Merge remote-tracking branch 'David-Development/rtl2.py'

[youtube-dl] / youtube_dl / extractor / generic.py
diff --git a/youtube_dl/extractor/generic.py b/youtube_dl/extractor/generic.py

index 5c41ff517c114bc90407cb3890c7f3959c232209..a028c4ed4e47a780a3a2f04e03a37997af003e4e 100644 (file)
--- a/youtube_dl/extractor/generic.py
+++ b/youtube_dl/extractor/generic.py
@@ -17,6 +17,7 @@ from ..utils import (
      ExtractorError,
      float_or_none,
      HEADRequest,
+    is_html,
      orderedSet,
      parse_xml,
      smuggle_url,
@@ -488,6 +489,16 @@ class GenericIE(InfoExtractor):
                  'title': 'Jack Tips: 5 Steps to Permanent Gut Healing',
              }
          },
+        # Cinerama player
+        {
+            'url': 'http://www.abc.net.au/7.30/content/2015/s4164797.htm',
+            'info_dict': {
+                'id': '730m_DandD_1901_512k',
+                'ext': 'mp4',
+                'uploader': 'www.abc.net.au',
+                'title': 'Game of Thrones with dice - Dungeons and Dragons fantasy role-playing game gets new life - 19/01/2015',
+            }
+        }
      ]
  
      def report_following_redirect(self, new_url):
@@ -647,7 +658,7 @@ class GenericIE(InfoExtractor):
          # Maybe it's a direct link to a video?
          # Be careful not to download the whole thing!
          first_bytes = full_response.read(512)
-        if not re.match(r'^\s*<', first_bytes.decode('utf-8', 'replace')):
+        if not is_html(first_bytes):
              self._downloader.report_warning(
                  'URL could be a direct video link, returning it as such.')
              upload_date = unified_strdate(
@@ -926,7 +937,7 @@ class GenericIE(InfoExtractor):
  
          # Look for embedded TED player
          mobj = re.search(
-            r'<iframe[^>]+?src=(["\'])(?P<url>http://embed\.ted\.com/.+?)\1', webpage)
+            r'<iframe[^>]+?src=(["\'])(?P<url>https?://embed(?:-ssl)?\.ted\.com/.+?)\1', webpage)
          if mobj is not None:
              return self.url_result(mobj.group('url'), 'TED')
  
@@ -1045,6 +1056,10 @@ class GenericIE(InfoExtractor):
                      \s*{[^}]+? ["']?clip["']?\s*:\s*\{\s*
                          ["']?url["']?\s*:\s*["']([^"']+)["']

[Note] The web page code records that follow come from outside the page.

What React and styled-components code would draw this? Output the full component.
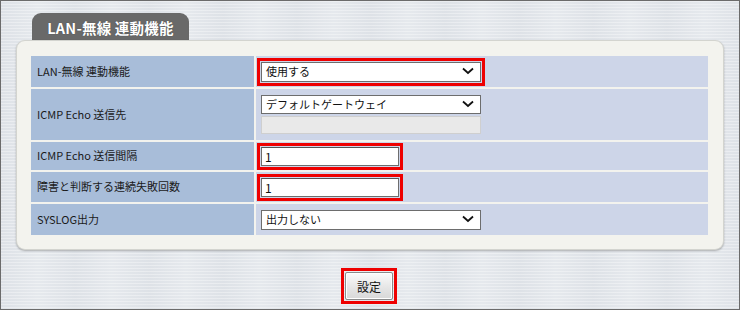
import React from "react";
import styled, { createGlobalStyle } from "styled-components";

const Global = createGlobalStyle`
  html, body { margin: 0; padding: 0; }
  body { width: 740px; height: 310px; overflow: hidden; }
  * { box-sizing: border-box; }
`;

const Page = styled.div`
  width: 740px;
  height: 310px;
  border: 1px solid #6b6b6b;
  background-color: #e1e5ea;
  background-image:
    repeating-linear-gradient(180deg, rgba(255,255,255,0.35) 0px, rgba(255,255,255,0.35) 1px, rgba(0,0,0,0) 1px, rgba(0,0,0,0) 3px),
    repeating-linear-gradient(90deg, rgba(200,205,212,0.15) 0px, rgba(255,255,255,0.15) 37px, rgba(200,205,212,0.15) 74px);
  padding-top: 12px;
  font-family: "Noto Sans CJK JP", "Liberation Sans", sans-serif;
  color: #111;
  display: flex;
  flex-direction: column;
`;

const Tab = styled.div`
  margin-left: 31px;
  width: 157px;
  height: 27px;
  background: #696969;
  border-radius: 9px 9px 0 0;
  color: #fff;
  font-weight: 700;
  font-size: 14.5px;
  letter-spacing: 0.2px;
  display: flex;
  align-items: center;
  justify-content: center;
  padding-top: 1px;
  text-shadow: 0 0 1px rgba(0,0,0,0.4);
`;

const Panel = styled.div`
  margin-left: 15px;
  width: 708px;
  height: 210px;
  background: #f3f3ee;
  border: 1px solid #d3d4cf;
  border-radius: 9px;
  box-shadow: 0 1px 2px rgba(0,0,0,0.28);
  padding: 15px 0 0 14px;
`;

const Grid = styled.div`
  width: 677px;
  display: grid;
  grid-template-columns: 223px 452px;
  column-gap: 2px;
  row-gap: 2px;
`;

const Label = styled.div`
  background: #a8bdd9;
  height: ${(p) => p.$h}px;
  display: flex;
  align-items: center;
  padding-left: 6px;
  padding-bottom: 2px;
  font-size: 11px;
  color: #1a1a1a;
`;

const Value = styled.div`
  background: #cdd5e8;
  height: ${(p) => p.$h}px;
  display: flex;
  flex-direction: column;
  justify-content: center;
  gap: 2px;
  padding-left: 1px;
`;

const Mark = styled.div`
  align-self: flex-start;
  border: 3px solid ${(p) => (p.$on ? "#ee0000" : "transparent")};
  padding: 1px;
  display: flex;
`;

const Plain = styled.div`
  align-self: flex-start;
  padding-left: 4px;
  display: flex;
  flex-direction: column;
  gap: 2px;
`;

const SelectBox = styled.div`
  width: 220px;
  height: ${(p) => p.$h || 20}px;
  background: #fff;
  border: 1px solid #6d6d6d;
  display: flex;
  align-items: center;
  justify-content: space-between;
  padding: 0 6px 1px 4px;
  font-size: 11px;
  color: #111;
`;

const TextBox = styled.div`
  width: 138px;
  height: 19px;
  background: #fff;
  border: 1px solid #6d6d6d;
  border-top-color: #555;
  display: flex;
  align-items: center;
  padding-left: 3px;
  font-size: 12px;
`;

const Disabled = styled.div`
  width: 220px;
  height: 18px;
  background: #e9e9e9;
  border: 1px solid #cfcfcf;
`;

const Footer = styled.div`
  display: flex;
  justify-content: center;
  padding-top: 18px;
  padding-right: 2px;
`;

const ButtonMark = styled.div`
  border: 3px solid #ee0000;
  padding: 1px;
  display: flex;
`;

const Button = styled.div`
  width: 48px;
  height: 28px;
  border: 1px solid #8a8a8a;
  border-radius: 2px;
  background: linear-gradient(#fbfbfb, #e4e4e4 60%, #d8d8d8);
  box-shadow: inset 0 0 0 1px #fff;
  display: flex;
  align-items: center;
  justify-content: center;
  font-size: 12px;
  color: #111;
`;

const Chevron = () => (
  <svg width="12" height="8" viewBox="0 0 12 8">
    <path d="M1 1.5 L6 6 L11 1.5" fill="none" stroke="#111" strokeWidth="1.8" />
  </svg>
);

const Select = ({ text, h }) => (
  <SelectBox $h={h}>
    <span>{text}</span>
    <Chevron />
  </SelectBox>
);

export default function App() {
  return (
    <>
      <Global />
      <Page>
        <Tab>LAN-無線 連動機能</Tab>
        <Panel>
          <Grid>
            <Label $h={31}>LAN-無線 連動機能</Label>
            <Value $h={31}>
              <Mark $on>
                <Select text="使用する" />
              </Mark>
            </Value>

            <Label $h={51}>ICMP Echo 送信先</Label>
            <Value $h={51}>
              <Plain>
                <Select text="デフォルトゲートウェイ" h={19} />
                <Disabled />
              </Plain>
            </Value>

            <Label $h={28}>ICMP Echo 送信間隔</Label>
            <Value $h={28}>
              <Mark $on>
                <TextBox>1</TextBox>
              </Mark>
            </Value>

            <Label $h={30}>障害と判断する連続失敗回数</Label>
            <Value $h={30}>
              <Mark $on>
                <TextBox>1</TextBox>
              </Mark>
            </Value>

            <Label $h={31}>SYSLOG出力</Label>
            <Value $h={31}>
              <Plain>
                <Select text="出力しない" />
              </Plain>
            </Value>
          </Grid>
        </Panel>
        <Footer>
          <ButtonMark>
            <Button>設定</Button>
          </ButtonMark>
        </Footer>
      </Page>
    </>
  );
}
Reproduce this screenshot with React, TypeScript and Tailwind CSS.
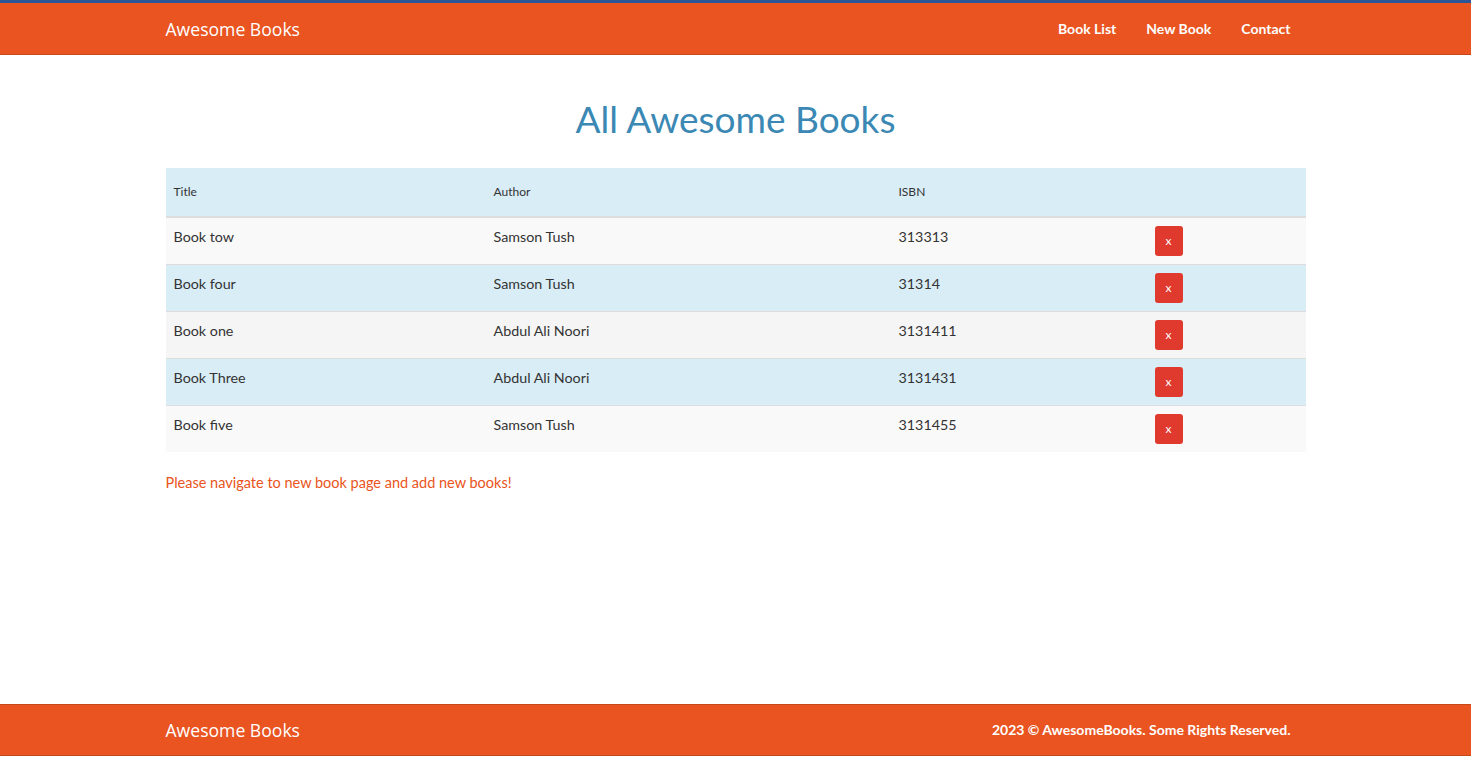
const books = [
  { title: 'Book tow', author: 'Samson Tush', isbn: '313313', bg: 'bg-[#f9f9f9]' },
  { title: 'Book four', author: 'Samson Tush', isbn: '31314', bg: 'bg-[#d9edf7]' },
  { title: 'Book one', author: 'Abdul Ali Noori', isbn: '3131411', bg: 'bg-[#f5f5f5]' },
  { title: 'Book Three', author: 'Abdul Ali Noori', isbn: '3131431', bg: 'bg-[#d9edf7]' },
  { title: 'Book five', author: 'Samson Tush', isbn: '3131455', bg: 'bg-[#f9f9f9]' },
];

const App = () => {
  return (
    <div className="min-h-screen flex flex-col bg-white text-[#333] font-['Lato',sans-serif]">
      <header className="border-t-[3px] border-t-[#2c5697] bg-[#e95420] border-b border-b-[#c7481b]">
        <div className="w-[1140px] mx-auto h-[51px] flex items-center justify-between">
          <span className="text-[17.6px] text-white font-['Open_Sans',sans-serif] pt-[1px]">Awesome Books</span>
          <nav className="flex text-white font-bold text-[14px]">
            <a href="#" className="px-[15px]">Book List</a>
            <a href="#" className="px-[15px]">New Book</a>
            <a href="#" className="px-[15px]">Contact</a>
          </nav>
        </div>
      </header>

      <main className="flex-1">
        <div className="w-[1140px] mx-auto">
          <h1 className="text-center text-[37px] leading-[1.1] text-[#3a88b3] mt-[44px] mb-[28px]">
            All Awesome Books
          </h1>
          <table className="w-full border-collapse">
            <colgroup>
              <col className="w-[320px]" />
              <col className="w-[405px]" />
              <col className="w-[256px]" />
              <col className="w-[159px]" />
            </colgroup>
            <thead>
              <tr className="bg-[#d9edf7] border-b-2 border-[#ddd]">
                <th className="text-left font-normal text-[12px] px-2 h-[49px]">Title</th>
                <th className="text-left font-normal text-[12px] px-2">Author</th>
                <th className="text-left font-normal text-[12px] px-2">ISBN</th>
                <th />
              </tr>
            </thead>
            <tbody>
              {books.map((b) => (
                <tr key={b.isbn} className={`${b.bg} border-t border-[#ddd] first:border-t-0`}>
                  <td className="px-2 pt-[8px] align-top text-[14.3px]">{b.title}</td>
                  <td className="px-2 pt-[8px] align-top text-[14.3px]">{b.author}</td>
                  <td className="px-2 pt-[8px] align-top text-[14.3px]">{b.isbn}</td>
                  <td className="px-2 py-[8px] h-[46px] align-top">
                    <button className="w-[28px] h-[30px] rounded-[3px] bg-[#e0392d] text-white text-[12px] leading-none">
                      x
                    </button>
                  </td>
                </tr>
              ))}
            </tbody>
          </table>
          <p className="mt-[20px] text-[14.5px] text-[#e95420]">
            Please navigate to new book page and add new books!
          </p>
        </div>
      </main>

      <footer className="bg-[#e95420] border-y border-[#c7481b] mb-[2px]">
        <div className="w-[1140px] mx-auto h-[50px] flex items-center justify-between">
          <span className="text-[17.6px] text-white font-['Open_Sans',sans-serif]">Awesome Books</span>
          <span className="text-white font-bold text-[14px] pr-[15px] pb-[2px]">
            2023 © AwesomeBooks. Some Rights Reserved.
          </span>
        </div>
      </footer>
    </div>
  );
};

export default App;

              ''', webpage))
+        if not found:
+            # Cinerama player
+            found = re.findall(
+                r"cinerama\.embedPlayer\(\s*\'[^']+\',\s*'([^']+)'", webpage)
          if not found:
              # Try to find twitter cards info
              found = filter_video(re.findall(